In Magdeburg habe ich ein Hinweisplakat auf die Veranstaltung erst am Spielort gesehen. In Saarbrücken gab es nur ein paar mehr. Auch gibt es vor Ort keine Strukturen. Und nach dem Finalspieltag bilden sich keine neue Teams. In Magdeburg kam noch erschwerend hinzu, dass Rollifahrer nicht auf’s Spielfeld blicken konnten. Die Bundesligateams haben auf diese Art die Saison zu beenden offensichtlich auch keine Lust mehr, denn alle Platzierungsspiele sind ausgefallen. Immerhin war Blista Marburg anwesend, um die Medaillen für ihr Team anzunehmen. Also der Verband muss da dringend umdenken.
Blindenfussball FC St. Pauli
Kommen wir zurück zum Blindenfussball FC St. Pauli, denn ich möchte zwei Spieler unbedingt hervorheben. Zum einen Philipp Versen, der sich in den letzten Jahren mächtig entwickelt hat. Beim Finale vor vier Jahren war er noch der Terrier in der Abwehr, der die tollen Stürmer von Marburg permanent beschäftigt hat. Diesmal hat er nicht nur die Abwehr gut organisiert und dem etatmäßigen Abwehrchef Rasmus Narjes den im Finale notwendigen Sturmpart ermöglicht, sondern selbst so manchen Angriff gestartet. Respekt vor dieser Leistung!

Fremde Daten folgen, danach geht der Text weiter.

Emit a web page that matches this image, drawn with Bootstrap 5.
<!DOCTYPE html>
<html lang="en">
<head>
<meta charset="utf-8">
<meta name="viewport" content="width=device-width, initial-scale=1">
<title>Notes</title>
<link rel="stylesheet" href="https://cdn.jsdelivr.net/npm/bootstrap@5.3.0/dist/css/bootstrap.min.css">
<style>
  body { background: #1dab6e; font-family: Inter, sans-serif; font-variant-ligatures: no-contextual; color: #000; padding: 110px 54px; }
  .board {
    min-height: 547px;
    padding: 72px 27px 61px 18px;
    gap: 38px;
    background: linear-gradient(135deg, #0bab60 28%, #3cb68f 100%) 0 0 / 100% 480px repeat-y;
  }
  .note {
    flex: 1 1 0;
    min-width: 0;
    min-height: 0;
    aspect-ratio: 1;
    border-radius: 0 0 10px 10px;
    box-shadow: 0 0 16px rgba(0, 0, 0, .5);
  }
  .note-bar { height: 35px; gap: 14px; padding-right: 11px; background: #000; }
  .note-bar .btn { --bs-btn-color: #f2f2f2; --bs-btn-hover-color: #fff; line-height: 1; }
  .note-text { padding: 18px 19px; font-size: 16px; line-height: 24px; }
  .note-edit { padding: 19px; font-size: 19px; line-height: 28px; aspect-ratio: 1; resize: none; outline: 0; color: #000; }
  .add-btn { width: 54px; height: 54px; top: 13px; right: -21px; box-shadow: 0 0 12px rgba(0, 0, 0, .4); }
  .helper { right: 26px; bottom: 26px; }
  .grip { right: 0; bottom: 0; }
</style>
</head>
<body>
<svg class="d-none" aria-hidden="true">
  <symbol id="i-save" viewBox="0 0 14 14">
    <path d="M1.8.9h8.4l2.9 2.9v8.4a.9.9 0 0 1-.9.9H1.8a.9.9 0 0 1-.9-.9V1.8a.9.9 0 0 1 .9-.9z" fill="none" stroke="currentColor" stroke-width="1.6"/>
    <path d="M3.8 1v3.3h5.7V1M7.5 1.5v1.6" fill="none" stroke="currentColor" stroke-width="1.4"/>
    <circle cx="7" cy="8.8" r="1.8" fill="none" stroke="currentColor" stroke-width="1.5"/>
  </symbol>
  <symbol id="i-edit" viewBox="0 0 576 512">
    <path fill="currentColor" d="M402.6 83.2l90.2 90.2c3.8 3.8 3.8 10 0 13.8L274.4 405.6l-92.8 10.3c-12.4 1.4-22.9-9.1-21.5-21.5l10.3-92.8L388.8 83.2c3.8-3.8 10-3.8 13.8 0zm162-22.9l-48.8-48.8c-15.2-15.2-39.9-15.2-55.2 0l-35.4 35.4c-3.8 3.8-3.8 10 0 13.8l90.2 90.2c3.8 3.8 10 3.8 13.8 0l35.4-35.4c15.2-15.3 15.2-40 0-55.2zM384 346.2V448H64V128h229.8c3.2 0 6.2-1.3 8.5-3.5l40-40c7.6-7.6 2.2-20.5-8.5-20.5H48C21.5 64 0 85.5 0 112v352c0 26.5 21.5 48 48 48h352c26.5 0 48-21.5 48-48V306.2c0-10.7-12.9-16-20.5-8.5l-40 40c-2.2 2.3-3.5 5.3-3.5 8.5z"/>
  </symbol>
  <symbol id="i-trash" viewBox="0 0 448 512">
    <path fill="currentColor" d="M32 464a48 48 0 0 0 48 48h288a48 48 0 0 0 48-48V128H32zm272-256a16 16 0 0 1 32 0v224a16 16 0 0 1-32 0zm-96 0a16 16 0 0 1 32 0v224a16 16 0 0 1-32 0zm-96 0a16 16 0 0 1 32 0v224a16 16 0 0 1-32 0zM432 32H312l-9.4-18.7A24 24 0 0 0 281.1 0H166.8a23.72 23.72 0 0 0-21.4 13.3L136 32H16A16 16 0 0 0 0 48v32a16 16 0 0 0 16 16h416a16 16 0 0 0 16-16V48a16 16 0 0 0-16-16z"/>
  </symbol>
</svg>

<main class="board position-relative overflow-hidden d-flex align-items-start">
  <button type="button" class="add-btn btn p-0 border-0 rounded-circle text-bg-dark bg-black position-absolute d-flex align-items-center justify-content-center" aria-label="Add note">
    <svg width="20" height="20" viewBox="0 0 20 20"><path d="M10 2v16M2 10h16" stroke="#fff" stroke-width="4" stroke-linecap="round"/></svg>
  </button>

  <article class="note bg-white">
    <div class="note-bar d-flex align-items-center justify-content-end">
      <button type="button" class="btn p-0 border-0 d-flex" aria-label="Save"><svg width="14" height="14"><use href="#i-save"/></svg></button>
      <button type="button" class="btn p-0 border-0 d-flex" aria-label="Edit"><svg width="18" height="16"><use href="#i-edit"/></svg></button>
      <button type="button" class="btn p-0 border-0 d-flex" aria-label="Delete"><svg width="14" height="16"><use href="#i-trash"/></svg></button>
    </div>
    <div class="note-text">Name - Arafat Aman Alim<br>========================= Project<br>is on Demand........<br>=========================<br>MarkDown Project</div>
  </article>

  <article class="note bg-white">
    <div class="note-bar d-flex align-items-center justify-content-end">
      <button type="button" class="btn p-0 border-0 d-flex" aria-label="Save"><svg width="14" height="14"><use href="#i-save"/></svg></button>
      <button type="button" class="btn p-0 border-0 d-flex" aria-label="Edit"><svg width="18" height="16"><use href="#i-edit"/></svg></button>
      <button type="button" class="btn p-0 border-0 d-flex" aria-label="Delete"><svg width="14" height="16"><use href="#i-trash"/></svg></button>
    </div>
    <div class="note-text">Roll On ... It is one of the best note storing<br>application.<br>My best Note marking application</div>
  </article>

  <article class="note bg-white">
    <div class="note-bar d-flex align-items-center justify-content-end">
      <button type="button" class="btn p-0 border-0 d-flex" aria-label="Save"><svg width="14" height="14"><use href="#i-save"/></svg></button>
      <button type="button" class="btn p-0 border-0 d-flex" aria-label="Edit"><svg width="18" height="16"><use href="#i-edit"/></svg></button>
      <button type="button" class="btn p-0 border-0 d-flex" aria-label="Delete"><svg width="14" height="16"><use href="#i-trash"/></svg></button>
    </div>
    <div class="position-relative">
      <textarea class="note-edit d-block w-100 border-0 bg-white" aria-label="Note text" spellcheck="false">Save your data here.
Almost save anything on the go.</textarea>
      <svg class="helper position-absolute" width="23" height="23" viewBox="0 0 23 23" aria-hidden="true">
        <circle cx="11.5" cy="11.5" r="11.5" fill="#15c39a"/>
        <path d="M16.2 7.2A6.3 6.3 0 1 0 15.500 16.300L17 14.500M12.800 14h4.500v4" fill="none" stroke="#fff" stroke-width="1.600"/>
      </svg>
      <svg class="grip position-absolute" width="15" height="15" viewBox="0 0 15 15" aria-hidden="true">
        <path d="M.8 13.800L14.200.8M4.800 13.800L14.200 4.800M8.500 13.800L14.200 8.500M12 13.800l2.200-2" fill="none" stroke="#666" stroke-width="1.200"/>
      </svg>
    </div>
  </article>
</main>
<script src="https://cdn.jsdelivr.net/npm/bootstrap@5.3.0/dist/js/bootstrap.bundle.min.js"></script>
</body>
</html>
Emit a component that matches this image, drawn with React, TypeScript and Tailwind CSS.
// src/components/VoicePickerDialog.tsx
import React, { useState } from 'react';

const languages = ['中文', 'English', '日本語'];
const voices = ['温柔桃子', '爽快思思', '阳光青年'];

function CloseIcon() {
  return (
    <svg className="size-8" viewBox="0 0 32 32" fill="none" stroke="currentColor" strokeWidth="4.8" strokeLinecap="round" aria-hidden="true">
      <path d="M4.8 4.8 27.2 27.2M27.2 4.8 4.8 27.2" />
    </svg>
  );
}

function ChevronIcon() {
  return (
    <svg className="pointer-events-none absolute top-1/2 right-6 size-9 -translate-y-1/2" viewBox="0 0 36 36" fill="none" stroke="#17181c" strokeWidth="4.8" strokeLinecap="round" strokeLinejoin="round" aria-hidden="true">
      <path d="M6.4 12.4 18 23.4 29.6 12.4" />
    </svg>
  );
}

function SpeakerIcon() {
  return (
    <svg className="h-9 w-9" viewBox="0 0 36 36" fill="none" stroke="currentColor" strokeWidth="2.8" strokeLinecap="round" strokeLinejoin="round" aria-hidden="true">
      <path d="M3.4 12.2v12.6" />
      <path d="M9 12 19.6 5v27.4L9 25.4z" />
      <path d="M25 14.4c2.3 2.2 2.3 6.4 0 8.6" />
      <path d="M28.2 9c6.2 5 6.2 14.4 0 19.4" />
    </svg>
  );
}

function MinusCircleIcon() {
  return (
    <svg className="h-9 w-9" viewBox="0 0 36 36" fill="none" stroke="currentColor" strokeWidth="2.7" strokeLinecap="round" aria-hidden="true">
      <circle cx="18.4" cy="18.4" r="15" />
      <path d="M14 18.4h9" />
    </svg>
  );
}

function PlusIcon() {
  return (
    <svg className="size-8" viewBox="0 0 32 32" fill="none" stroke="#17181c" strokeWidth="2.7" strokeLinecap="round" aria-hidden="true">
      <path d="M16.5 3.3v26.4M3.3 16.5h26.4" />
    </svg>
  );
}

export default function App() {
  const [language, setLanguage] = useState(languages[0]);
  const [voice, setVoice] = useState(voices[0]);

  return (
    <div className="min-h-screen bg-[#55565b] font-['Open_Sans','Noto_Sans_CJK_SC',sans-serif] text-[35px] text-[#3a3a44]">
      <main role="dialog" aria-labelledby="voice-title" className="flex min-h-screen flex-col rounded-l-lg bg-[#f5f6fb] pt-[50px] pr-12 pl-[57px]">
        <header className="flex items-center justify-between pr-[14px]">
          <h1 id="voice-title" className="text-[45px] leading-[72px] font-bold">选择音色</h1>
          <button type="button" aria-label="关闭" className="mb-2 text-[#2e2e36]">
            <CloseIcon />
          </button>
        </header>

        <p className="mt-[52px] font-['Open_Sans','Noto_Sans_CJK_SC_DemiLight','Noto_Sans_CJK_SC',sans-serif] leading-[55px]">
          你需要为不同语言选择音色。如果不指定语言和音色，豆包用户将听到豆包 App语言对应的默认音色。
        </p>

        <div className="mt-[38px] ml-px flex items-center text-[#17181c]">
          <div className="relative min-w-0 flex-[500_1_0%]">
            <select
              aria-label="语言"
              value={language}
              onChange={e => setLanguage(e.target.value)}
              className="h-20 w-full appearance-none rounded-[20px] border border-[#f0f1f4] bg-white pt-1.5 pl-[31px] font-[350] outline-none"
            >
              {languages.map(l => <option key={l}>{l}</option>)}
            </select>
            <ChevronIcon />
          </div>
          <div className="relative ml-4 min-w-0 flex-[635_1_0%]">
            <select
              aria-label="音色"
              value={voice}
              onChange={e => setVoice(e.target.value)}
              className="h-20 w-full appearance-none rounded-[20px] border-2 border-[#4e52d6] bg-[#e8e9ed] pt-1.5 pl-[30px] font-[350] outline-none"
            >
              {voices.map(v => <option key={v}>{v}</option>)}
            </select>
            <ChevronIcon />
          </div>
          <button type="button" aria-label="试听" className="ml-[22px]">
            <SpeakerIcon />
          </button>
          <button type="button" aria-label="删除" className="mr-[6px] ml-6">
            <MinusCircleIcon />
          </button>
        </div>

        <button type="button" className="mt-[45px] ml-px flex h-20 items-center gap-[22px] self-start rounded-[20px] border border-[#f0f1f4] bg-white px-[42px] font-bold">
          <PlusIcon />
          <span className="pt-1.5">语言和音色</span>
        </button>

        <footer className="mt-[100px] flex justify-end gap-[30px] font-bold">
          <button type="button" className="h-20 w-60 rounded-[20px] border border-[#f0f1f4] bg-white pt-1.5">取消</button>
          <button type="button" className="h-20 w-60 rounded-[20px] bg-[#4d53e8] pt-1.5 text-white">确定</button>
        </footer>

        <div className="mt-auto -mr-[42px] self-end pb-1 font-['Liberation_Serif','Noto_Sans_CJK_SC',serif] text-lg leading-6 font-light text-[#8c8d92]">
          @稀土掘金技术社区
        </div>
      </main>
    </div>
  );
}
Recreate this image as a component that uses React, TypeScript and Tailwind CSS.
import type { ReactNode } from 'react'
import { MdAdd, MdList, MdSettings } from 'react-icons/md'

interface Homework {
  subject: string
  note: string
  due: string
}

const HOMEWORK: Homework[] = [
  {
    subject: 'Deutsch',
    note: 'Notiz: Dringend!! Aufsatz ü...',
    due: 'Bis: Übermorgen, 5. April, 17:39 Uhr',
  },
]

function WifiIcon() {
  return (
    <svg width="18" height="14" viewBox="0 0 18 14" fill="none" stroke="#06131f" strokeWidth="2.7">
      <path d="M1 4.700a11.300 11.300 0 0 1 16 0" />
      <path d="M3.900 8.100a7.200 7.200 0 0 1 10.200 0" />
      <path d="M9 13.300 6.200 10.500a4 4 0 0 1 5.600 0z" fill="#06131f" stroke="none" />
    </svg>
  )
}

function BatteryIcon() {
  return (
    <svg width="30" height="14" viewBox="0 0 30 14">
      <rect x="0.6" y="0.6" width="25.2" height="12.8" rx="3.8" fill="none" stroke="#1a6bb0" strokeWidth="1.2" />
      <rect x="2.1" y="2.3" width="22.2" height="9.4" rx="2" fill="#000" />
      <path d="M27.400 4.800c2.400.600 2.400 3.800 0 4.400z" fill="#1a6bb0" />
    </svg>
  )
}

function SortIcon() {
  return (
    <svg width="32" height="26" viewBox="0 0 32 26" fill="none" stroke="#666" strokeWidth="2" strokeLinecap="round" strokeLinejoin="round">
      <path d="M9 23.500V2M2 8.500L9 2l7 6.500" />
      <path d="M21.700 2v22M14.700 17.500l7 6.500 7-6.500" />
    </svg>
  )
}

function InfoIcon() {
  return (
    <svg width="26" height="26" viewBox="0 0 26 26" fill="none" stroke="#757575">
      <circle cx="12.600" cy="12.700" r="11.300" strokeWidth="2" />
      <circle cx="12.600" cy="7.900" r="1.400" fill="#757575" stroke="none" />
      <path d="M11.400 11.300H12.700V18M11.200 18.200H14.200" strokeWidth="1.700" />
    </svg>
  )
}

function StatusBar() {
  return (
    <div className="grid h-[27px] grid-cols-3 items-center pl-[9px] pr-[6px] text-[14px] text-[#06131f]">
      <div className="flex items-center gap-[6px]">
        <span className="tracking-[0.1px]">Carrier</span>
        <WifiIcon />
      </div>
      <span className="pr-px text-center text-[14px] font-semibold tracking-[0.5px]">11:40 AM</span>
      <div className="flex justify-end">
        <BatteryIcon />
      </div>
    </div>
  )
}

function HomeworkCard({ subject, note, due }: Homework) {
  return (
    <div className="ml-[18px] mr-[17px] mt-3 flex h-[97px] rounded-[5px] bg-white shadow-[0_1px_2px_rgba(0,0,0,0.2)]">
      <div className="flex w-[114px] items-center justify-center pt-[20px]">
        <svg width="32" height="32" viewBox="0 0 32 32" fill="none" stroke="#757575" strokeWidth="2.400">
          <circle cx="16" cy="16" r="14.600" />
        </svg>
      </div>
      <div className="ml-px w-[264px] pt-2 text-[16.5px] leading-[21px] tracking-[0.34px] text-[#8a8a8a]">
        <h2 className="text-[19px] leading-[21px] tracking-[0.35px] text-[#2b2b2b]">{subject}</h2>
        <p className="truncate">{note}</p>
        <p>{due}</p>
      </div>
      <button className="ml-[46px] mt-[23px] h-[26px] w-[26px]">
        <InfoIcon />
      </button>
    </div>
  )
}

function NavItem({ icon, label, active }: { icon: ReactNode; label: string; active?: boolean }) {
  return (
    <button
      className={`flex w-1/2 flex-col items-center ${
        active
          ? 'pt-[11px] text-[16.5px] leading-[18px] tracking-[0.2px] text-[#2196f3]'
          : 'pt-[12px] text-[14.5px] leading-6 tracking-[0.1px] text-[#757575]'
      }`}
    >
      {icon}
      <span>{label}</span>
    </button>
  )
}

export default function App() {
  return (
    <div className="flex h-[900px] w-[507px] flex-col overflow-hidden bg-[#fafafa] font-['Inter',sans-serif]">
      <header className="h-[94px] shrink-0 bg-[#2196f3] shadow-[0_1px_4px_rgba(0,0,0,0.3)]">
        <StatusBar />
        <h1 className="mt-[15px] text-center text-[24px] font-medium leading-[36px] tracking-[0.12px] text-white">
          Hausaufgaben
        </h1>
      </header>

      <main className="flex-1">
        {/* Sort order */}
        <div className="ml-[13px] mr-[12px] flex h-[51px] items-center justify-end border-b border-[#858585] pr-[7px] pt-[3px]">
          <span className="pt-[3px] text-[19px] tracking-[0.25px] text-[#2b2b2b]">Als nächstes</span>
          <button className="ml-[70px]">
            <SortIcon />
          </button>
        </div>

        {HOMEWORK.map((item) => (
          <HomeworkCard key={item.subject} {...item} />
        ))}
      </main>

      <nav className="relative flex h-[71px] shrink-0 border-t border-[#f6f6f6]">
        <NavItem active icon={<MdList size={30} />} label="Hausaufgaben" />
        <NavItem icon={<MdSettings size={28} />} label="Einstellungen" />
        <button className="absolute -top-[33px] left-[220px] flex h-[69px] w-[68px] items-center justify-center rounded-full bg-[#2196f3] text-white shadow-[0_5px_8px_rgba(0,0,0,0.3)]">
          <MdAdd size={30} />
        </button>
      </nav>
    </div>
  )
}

Und eben jener Rasmus Narjes ist für mich die zweite herausragende Persönlichkeit im braun-weißen Dress. Nicht nur, weil er trotz früher Verletzung im Spiel auf die Zähne gebissen hat und alles versucht hat, um dem Spiel eine andere Wendung zu geben. Mehr wie zwei Pfostenschüsse und einem verschossenen Achtmeter konnte leider nicht verbucht werden. Aber nach dem Spiel beobachtete ich ihn in seiner ganzen Größe als Kapitän des Teams. Eigentlich tot traurig über das verlorene Finale, machte er seinen Teamkollegen Mut für die nächste Saison und versuchte sie wieder aufzubauen. Ich habe noch nie einen Menschen so schnell seine Gesichtszüge zwischen Traurigkeit und Zuversicht wechseln sehen. Ein toller Mensch! Gute Besserung, Rasmus!
Die informierte Leserin wird sich wundern, dass der Name Jonathan Tönsing noch nicht gefallen ist. Der etatmäßige Stürmer vom Blindenfussball FC St. Pauli wurde nach dem Spiel als bester Spieler der Bundesliga in der Saison 2020 ausgezeichnet. Am Finale konnte er krankheitsbedingt nicht teilnehmen.
Aber ihr seht, dass beim FC St. Pauli der Blindenfussball ständig weiterentwickelt wird und ich bin mir sicher, dass die braun-weißen Farben auch in der nächsten Bundesliga Saison wieder eine gute Rolle spielen wird. Und mit Thoya Küster steht die nächste junge Spielerin mit großem Potenzial schon in den Startlöchern…
In diesem Sinne schmettern wir ein fröhliches „Vize-Meister, Vize-Meister, hey, hey“!
Schönes Resümee und es geht weiter und wir werden dann wieder dabei sein.